Sweet land of liberty, there was meaning to our struggle. I was suddenly, ferociously patriotic, super-proud to be participating in every step of this brilliant bureaucratic nightmare, and hell-bent on getting Girl Scout Cookies. I ducked and dashed and elbowed my way through the masses, leaving the frail and un-hungry/un-American in my wake. My right hand instinctively began digging into my pockets and my bag looking for cash without me ever asking it to—pure muscle memory!—and I heard myself yelling, “Samoas! Save the Samoas!” Scads of chattery blowhards corrected me—“We say Caramel deLites now”—while the most battle-worthy of us dove in. It was a pile-on. I saw a box of Thin Mints fly into the air and an old woman in a Go Solar T-shirt end-zone-leap over me to grab them. I saw a young man in a Hillary shirt crawl under the scrum. I saw a defensive dad protecting his tiny green-uniformed genius with elbows out. I saw cash raining down on her, and the bottom of the little red wagon becoming more visible as the boxes disappeared.

“Give me the Tagalongs!” I yelled, now unclear on my original policy goals, but desperate to achieve something, anything. “They’re called Peanut Butter Patties now,” some jerk on the sidelines chided again.

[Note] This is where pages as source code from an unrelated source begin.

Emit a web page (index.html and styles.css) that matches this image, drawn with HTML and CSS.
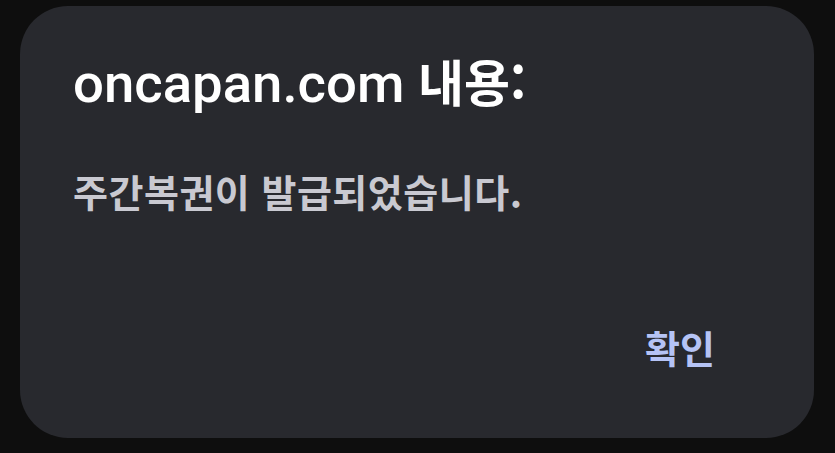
FILE: index.html
```html
<!DOCTYPE html>
<html lang="ko">
<head>
<meta charset="utf-8">
<link rel="stylesheet" href="styles.css">
</head>
<body>
<div class="dialog">
  <h1 class="title">oncapan.com <span class="ko">내용:</span></h1>
  <p class="message">주간복권이 발급되었습니다.</p>
  <div class="actions">
    <button class="ok">확인</button>
  </div>
</div>
</body>
</html>
```
FILE: styles.css
```css
html, body {
  margin: 0;
  padding: 0;
  background: #0e0e0e;
  width: 835px;
  height: 453px;
  overflow: hidden;
}
.dialog {
  box-sizing: border-box;
  margin: 6px 21px 0 20px;
  width: 794px;
  height: 432px;
  background: #28292e;
  border-radius: 48px;
  padding: 46px 52px 0 53px;
  display: flex;
  flex-direction: column;
}
.title {
  margin: 0;
  font-family: Roboto, "Noto Sans CJK KR", sans-serif;
  font-weight: 500;
  font-size: 54.5px;
  line-height: 56px;
  color: #ffffff;
}
.title .ko {
  font-family: "Noto Sans CJK KR", sans-serif;
  font-size: 50px;
  font-weight: 700;
}
.message {
  margin: 55px 0 0 0;
  font-family: "Noto Sans CJK KR", sans-serif;
  font-weight: 700;
  font-size: 38px;
  letter-spacing: 0.5px;
  line-height: 50px;
  color: #c9c9d1;
}
.actions {
  display: flex;
  justify-content: flex-end;
  margin-top: 106px;
  padding-right: 47px;
}
.ok {
  background: none;
  border: none;
  padding: 0;
  font-family: "Noto Sans CJK KR", sans-serif;
  font-weight: 700;
  font-size: 38px;
  line-height: 50px;
  color: #b5c3f5;
}
```
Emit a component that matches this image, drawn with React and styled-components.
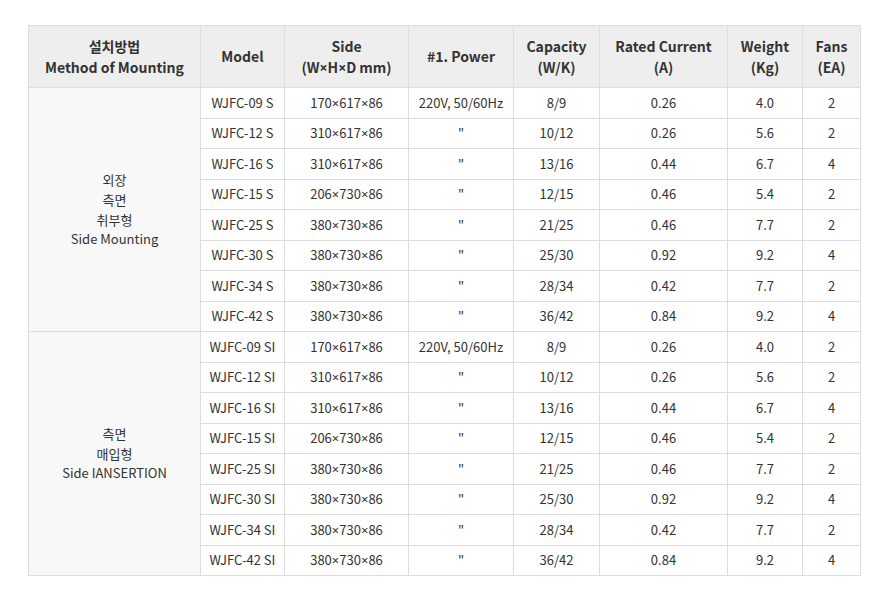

When I finally got up there, or down there, in the face of a little girl named Gabriella, I could see that there were at least four or five boxes left. I had the cash. I was in position. But then, suddenly, awfully, everything in my mind went silent, and people started moving in slow-motion, and I felt like I was in a bubble, and rather than secure the bounty, I was shell-shocked to hear myself ask the tiny girl this shameless question: “Are … you … a Democrat?”

She looked up at her dad, who looked at me with the cold eyes of a papa bear about to devour human flesh, and I replied with my last, best weapon: a feeble smile. The smile of a civic-minded neighbor, here to participate in the best political system on Earth, a peaceful system. A smile that said: I’m part of a community of respectful citizens who come together to express our differences in a functioning conversation that allows everyone to have a voice, and does not require violence.

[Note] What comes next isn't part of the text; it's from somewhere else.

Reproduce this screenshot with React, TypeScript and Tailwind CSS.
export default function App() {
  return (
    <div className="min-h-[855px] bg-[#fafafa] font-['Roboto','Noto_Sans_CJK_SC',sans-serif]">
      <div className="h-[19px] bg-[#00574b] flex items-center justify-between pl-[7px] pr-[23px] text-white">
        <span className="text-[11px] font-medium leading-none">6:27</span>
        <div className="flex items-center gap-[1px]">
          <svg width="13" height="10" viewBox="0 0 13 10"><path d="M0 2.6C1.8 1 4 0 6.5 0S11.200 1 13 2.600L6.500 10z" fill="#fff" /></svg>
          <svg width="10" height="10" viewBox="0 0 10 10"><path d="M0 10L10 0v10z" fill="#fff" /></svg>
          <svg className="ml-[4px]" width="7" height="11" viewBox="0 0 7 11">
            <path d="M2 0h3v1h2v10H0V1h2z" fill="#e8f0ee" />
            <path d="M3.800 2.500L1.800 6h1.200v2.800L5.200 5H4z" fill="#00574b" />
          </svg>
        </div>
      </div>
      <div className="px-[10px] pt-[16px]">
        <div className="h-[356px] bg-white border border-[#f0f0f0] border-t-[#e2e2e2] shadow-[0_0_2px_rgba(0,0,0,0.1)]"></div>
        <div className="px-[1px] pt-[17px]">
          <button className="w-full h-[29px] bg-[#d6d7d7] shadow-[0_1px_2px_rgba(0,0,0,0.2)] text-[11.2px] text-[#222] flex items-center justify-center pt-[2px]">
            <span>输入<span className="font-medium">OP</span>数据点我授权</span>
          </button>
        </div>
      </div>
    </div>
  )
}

“No,” he said. “I’m a Republican.”

Fellow Americans, there is a moment in every patriot’s life where one needs to put aside partisan politics and look for the greater good. Even when there’s a crafty infiltrator capitalizing on your cumbersome caucus. There was one box of Caramel Samoa Mint Butter Patties left, and my mind was eerily flooded with the voice of Sarah Palin misquoting everyone about the virtues of free-market capitalism, which should be open to all, because that’s what we’re all about, opportunism. You betcha.

“I’ll take it,” I said, and I pushed my five-dollar bill with the picture of Abe Lincoln, another wise Republican, at him.

Gabriella’s dad knew he’d won. He didn’t just win my five bucks, he won the war, the hearts and stomachs of hostiles, the whole friggin’ day. He calmly took my money and they strolled away, American flag bouncing on the back of the wagon.

And we were left to measure our loyalties, cookies in hand. With every bite, I received more enlightenment.